Without the pictures, can you quote each line below exactly?
--- BEGIN Dataset section ---
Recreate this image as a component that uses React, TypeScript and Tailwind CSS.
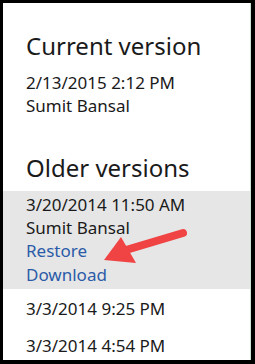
export default function App() {
  const font = { fontFamily: '"Segoe UI", "Noto Sans", sans-serif' };
  return (
    <div className="relative w-[255px] h-[364px] bg-black pt-[3px] pl-[3px] pr-[4px] pb-[4px]" style={font}>
      <div className="h-full bg-white border-r border-[#cde3d4] text-[#1a1a1a] overflow-hidden">
        <div className="pl-[23px] pt-[27px] text-[24px] leading-[32px]">Current version</div>
        <div className="pl-[23px] mt-[9px] text-[17px] leading-[23px]">
          <div>2/13/2015 2:12 PM</div>
          <div>Sumit Bansal</div>
        </div>
        <div className="pl-[23px] mt-[35px] text-[24px] leading-[32px]">Older versions</div>
        <div className="mt-[7px] bg-[#e6e6e6] pl-[23px] pt-[2px] pb-[3px] text-[17px] leading-[23px]">
          <div>3/20/2014 11:50 AM</div>
          <div>Sumit Bansal</div>
          <div className="text-[#2b5ba8]">Restore</div>
          <div className="text-[#2b5ba8] mt-[1px]">Download</div>
        </div>
        <div className="pl-[23px] mt-[8px] text-[17px] leading-[23px]">3/3/2014 9:25 PM</div>
        <div className="pl-[23px] mt-[14px] text-[17px] leading-[23px]">3/3/2014 4:54 PM</div>
      </div>
      <svg className="absolute inset-0" width="255" height="364" viewBox="0 0 255 364">
        <line x1="183" y1="233" x2="126" y2="250" stroke="#f04343" strokeWidth="8" strokeLinecap="round" />
        <polygon points="104,260 121,237 136,263" fill="#f04343" />
      </svg>
    </div>
  );
}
--- END Dataset section ---
(Result below)
Recreate this image as a component that uses React, TypeScript and Tailwind CSS.
export default function App() {
  const font = { fontFamily: '"Segoe UI", "Noto Sans", sans-serif' };
  return (
    <div className="relative w-[255px] h-[364px] bg-black pt-[3px] pl-[3px] pr-[4px] pb-[4px]" style={font}>
      <div className="h-full bg-white border-r border-[#cde3d4] text-[#1a1a1a] overflow-hidden">
        <div className="pl-[23px] pt-[27px] text-[24px] leading-[32px]">Current version</div>
        <div className="pl-[23px] mt-[9px] text-[17px] leading-[23px]">
          <div>2/13/2015 2:12 PM</div>
          <div>Sumit Bansal</div>
        </div>
        <div className="pl-[23px] mt-[35px] text-[24px] leading-[32px]">Older versions</div>
        <div className="mt-[7px] bg-[#e6e6e6] pl-[23px] pt-[2px] pb-[3px] text-[17px] leading-[23px]">
          <div>3/20/2014 11:50 AM</div>
          <div>Sumit Bansal</div>
          <div className="text-[#2b5ba8]">Restore</div>
          <div className="text-[#2b5ba8] mt-[1px]">Download</div>
        </div>
        <div className="pl-[23px] mt-[8px] text-[17px] leading-[23px]">3/3/2014 9:25 PM</div>
        <div className="pl-[23px] mt-[14px] text-[17px] leading-[23px]">3/3/2014 4:54 PM</div>
      </div>
      <svg className="absolute inset-0" width="255" height="364" viewBox="0 0 255 364">
        <line x1="183" y1="233" x2="126" y2="250" stroke="#f04343" strokeWidth="8" strokeLinecap="round" />
        <polygon points="104,260 121,237 136,263" fill="#f04343" />
      </svg>
    </div>
  );
}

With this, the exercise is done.